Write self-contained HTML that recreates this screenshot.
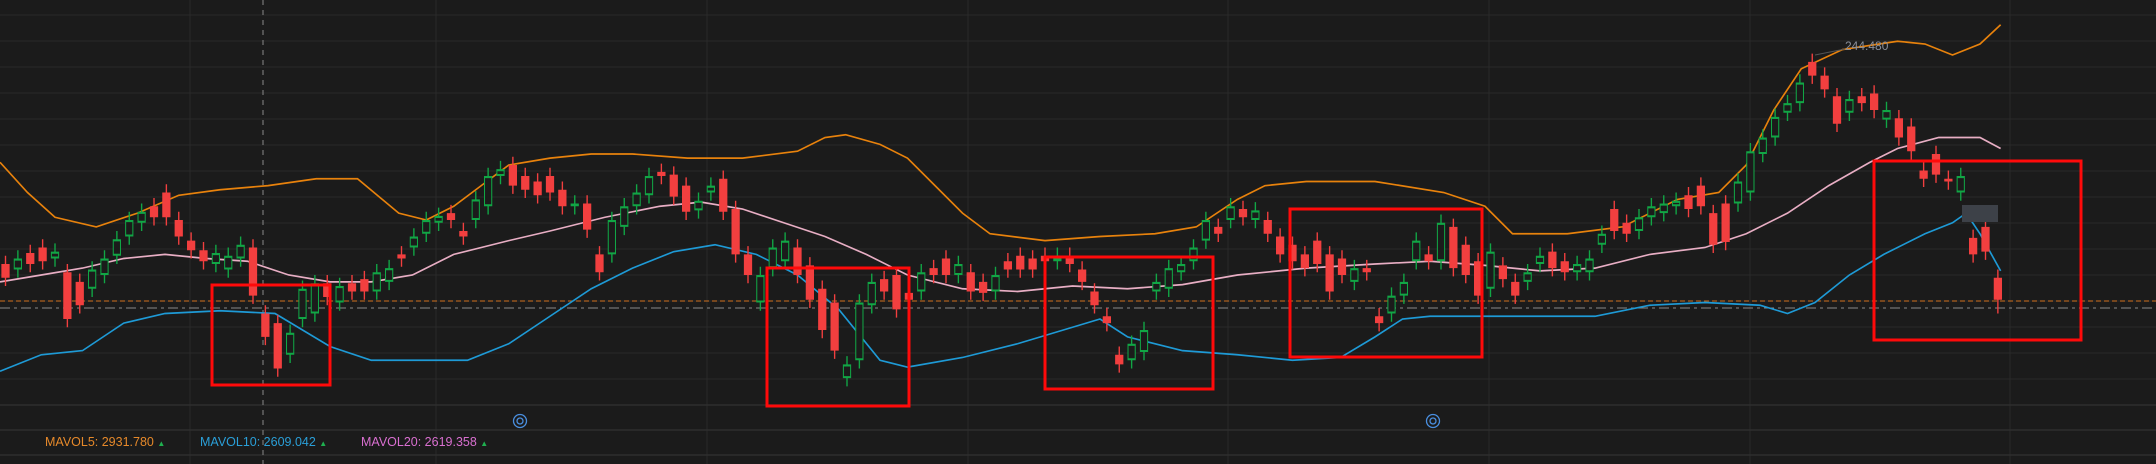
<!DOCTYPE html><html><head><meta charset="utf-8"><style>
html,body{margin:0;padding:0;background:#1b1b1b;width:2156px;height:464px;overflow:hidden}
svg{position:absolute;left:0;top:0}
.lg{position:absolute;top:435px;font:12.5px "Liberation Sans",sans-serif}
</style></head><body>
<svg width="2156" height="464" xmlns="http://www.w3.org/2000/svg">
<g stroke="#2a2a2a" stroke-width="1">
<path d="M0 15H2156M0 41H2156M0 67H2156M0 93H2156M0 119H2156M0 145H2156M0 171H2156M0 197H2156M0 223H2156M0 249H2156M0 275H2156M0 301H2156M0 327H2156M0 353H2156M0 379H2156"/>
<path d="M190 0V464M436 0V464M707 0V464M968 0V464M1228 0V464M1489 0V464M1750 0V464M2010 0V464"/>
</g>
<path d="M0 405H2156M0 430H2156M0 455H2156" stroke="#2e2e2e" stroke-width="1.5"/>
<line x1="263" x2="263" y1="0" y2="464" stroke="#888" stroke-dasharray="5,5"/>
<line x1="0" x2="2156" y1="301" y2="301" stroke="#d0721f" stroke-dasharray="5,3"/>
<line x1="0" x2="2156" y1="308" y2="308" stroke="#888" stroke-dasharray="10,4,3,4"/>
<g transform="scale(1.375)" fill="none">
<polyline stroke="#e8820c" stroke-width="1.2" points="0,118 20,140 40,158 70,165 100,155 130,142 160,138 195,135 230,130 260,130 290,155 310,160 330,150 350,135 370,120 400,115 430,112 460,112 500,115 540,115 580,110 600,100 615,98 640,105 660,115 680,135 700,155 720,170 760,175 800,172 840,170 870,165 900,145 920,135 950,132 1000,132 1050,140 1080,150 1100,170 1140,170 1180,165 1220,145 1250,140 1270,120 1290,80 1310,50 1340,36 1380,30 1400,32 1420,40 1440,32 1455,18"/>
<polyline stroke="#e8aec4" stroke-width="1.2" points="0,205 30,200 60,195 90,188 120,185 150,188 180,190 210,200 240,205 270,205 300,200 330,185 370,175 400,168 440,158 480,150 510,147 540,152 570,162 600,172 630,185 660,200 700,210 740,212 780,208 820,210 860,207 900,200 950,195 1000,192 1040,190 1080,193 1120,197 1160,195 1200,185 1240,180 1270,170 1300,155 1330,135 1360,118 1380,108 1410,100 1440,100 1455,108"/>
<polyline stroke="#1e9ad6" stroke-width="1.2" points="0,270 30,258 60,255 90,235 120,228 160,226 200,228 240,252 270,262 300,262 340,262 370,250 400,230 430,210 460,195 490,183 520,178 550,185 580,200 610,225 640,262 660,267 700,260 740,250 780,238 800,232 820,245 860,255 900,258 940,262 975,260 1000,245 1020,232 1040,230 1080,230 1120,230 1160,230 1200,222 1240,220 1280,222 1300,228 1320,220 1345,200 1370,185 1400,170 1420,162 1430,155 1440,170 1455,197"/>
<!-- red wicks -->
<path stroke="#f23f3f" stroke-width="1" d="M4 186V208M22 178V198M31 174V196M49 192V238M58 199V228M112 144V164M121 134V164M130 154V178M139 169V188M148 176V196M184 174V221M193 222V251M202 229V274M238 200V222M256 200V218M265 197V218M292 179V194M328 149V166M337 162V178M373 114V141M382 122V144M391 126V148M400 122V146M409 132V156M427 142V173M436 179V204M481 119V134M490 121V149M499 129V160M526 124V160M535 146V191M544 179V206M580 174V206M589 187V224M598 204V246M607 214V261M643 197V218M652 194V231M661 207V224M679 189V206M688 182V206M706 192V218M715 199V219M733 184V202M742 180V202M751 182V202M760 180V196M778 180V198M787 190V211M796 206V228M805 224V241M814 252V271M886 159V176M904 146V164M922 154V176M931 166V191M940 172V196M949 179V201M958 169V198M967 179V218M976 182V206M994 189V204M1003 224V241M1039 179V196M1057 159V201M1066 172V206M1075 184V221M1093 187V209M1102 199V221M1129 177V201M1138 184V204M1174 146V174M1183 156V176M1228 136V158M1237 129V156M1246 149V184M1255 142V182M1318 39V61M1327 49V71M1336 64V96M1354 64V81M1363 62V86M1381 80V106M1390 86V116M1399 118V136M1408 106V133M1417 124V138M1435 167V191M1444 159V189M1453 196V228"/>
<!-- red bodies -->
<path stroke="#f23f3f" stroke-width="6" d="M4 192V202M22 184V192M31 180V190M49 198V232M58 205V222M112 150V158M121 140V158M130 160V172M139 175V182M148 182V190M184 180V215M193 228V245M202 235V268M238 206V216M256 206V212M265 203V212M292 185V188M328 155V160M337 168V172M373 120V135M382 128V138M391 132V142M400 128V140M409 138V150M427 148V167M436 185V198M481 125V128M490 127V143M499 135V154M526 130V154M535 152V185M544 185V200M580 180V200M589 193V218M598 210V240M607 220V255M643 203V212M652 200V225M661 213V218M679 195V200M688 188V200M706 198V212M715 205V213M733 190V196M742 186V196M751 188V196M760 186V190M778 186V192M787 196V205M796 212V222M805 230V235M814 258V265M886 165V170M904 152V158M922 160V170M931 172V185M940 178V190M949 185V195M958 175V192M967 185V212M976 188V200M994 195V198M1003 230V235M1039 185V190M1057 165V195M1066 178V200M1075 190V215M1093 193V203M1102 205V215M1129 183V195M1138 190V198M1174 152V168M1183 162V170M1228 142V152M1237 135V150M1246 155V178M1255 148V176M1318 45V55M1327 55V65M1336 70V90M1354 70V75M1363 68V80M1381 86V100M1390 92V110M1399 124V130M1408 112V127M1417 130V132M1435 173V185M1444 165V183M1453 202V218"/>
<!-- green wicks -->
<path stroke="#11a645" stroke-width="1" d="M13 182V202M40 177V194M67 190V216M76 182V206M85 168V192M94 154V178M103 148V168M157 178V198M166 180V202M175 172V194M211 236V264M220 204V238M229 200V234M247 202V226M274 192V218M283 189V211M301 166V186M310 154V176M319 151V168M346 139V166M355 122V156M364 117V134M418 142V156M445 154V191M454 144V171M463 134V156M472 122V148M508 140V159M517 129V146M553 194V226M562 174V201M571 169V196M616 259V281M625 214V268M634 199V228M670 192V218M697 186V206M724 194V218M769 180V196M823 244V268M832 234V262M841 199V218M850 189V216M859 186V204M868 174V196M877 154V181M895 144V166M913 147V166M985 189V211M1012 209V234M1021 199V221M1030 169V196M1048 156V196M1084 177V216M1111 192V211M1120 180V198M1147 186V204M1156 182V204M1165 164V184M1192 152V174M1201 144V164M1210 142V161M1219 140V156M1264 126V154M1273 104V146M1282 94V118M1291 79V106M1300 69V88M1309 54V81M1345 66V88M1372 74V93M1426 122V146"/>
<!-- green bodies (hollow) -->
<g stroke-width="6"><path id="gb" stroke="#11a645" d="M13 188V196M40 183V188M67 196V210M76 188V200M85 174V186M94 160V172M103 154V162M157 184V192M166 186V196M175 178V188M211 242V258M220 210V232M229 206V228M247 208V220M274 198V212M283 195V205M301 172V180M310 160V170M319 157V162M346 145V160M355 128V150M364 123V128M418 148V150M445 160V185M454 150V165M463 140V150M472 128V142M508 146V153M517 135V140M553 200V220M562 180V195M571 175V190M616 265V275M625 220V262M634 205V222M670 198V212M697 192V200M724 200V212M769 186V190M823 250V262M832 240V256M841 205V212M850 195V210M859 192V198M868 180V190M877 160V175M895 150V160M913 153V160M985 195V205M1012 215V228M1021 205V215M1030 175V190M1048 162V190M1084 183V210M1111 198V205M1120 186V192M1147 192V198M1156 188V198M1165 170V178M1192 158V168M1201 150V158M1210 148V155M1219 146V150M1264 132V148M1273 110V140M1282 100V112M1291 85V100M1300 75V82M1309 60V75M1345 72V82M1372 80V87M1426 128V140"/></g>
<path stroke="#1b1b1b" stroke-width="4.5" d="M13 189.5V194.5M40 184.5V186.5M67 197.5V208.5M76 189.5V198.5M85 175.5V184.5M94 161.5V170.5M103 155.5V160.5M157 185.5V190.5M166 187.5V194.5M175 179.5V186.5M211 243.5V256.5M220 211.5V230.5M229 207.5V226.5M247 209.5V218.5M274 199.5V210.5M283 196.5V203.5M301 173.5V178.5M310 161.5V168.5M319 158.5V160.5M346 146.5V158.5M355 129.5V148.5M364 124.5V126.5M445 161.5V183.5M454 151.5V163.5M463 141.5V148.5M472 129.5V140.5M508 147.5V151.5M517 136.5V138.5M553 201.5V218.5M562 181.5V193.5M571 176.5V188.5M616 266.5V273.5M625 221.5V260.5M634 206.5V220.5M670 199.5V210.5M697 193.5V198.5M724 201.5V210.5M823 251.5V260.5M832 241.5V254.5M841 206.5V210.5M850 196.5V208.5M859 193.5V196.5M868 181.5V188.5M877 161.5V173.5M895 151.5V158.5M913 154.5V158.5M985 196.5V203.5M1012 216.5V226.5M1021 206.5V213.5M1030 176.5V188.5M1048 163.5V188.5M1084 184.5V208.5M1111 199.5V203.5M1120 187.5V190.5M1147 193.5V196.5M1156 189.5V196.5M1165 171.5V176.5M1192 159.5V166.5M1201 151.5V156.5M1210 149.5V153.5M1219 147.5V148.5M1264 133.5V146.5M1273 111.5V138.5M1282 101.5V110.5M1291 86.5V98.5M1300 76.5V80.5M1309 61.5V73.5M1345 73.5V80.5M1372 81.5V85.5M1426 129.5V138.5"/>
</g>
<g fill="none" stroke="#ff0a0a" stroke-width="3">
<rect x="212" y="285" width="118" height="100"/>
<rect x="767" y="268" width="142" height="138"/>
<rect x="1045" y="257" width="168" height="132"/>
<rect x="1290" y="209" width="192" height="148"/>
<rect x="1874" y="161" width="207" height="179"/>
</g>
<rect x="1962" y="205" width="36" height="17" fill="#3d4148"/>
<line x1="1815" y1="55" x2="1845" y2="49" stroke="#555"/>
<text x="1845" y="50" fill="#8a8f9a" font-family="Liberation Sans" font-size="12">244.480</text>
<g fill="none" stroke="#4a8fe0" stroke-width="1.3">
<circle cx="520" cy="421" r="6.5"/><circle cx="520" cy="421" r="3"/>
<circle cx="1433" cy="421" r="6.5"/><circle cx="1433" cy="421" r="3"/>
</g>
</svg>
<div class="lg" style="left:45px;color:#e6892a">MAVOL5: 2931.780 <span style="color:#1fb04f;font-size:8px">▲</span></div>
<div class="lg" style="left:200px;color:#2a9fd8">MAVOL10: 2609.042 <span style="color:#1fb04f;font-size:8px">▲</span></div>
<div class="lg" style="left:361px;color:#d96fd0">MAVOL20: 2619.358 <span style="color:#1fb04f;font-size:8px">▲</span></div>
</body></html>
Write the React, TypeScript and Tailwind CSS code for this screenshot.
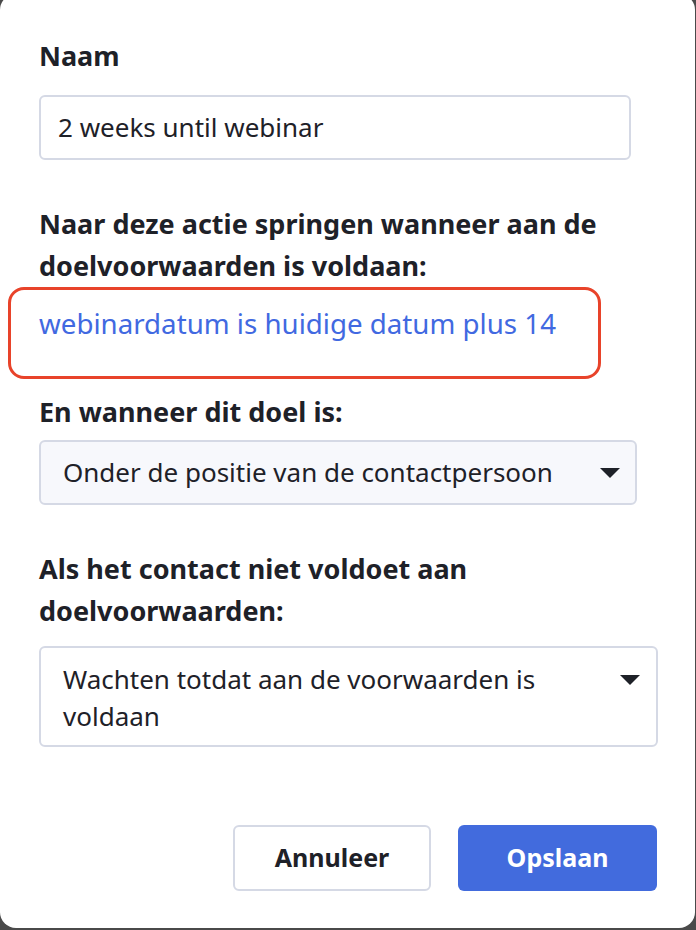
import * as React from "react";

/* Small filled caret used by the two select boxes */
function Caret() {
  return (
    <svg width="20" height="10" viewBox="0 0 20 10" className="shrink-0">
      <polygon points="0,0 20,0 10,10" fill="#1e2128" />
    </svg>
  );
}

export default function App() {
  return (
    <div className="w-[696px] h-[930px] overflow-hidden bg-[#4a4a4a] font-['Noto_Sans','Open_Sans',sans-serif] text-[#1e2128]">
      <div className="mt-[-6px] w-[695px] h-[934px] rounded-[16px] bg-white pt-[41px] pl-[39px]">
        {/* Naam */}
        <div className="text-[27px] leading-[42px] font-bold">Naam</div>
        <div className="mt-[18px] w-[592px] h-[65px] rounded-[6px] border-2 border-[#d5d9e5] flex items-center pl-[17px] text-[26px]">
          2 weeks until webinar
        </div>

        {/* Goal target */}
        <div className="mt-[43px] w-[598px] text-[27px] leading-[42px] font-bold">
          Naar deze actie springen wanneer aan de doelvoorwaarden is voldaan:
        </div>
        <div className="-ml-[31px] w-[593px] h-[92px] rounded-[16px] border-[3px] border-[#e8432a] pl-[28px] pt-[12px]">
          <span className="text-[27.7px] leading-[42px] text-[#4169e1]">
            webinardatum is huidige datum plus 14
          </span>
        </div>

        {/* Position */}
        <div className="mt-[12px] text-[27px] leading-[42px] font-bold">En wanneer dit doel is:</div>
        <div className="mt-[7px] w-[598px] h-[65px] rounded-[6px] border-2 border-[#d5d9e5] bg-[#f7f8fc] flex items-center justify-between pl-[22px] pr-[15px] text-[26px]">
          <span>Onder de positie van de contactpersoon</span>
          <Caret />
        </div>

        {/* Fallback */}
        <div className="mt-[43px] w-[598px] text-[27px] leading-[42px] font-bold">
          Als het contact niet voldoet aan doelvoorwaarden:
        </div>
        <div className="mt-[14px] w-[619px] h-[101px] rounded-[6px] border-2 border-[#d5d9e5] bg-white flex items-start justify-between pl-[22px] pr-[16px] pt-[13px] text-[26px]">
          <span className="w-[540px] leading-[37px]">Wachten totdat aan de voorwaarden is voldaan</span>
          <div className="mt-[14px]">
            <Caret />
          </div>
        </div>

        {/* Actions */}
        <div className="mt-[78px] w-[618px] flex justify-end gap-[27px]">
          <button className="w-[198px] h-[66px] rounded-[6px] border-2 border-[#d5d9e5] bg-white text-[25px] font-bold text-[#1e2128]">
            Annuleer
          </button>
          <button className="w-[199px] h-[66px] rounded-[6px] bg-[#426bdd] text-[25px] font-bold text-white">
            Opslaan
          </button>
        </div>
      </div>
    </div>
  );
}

— WRITTEN TASK —
Copy each line from the data above that includes "React".

— CORRECT RESPONSE —
Write the React, TypeScript and Tailwind CSS code for this screenshot.
import * as React from "react";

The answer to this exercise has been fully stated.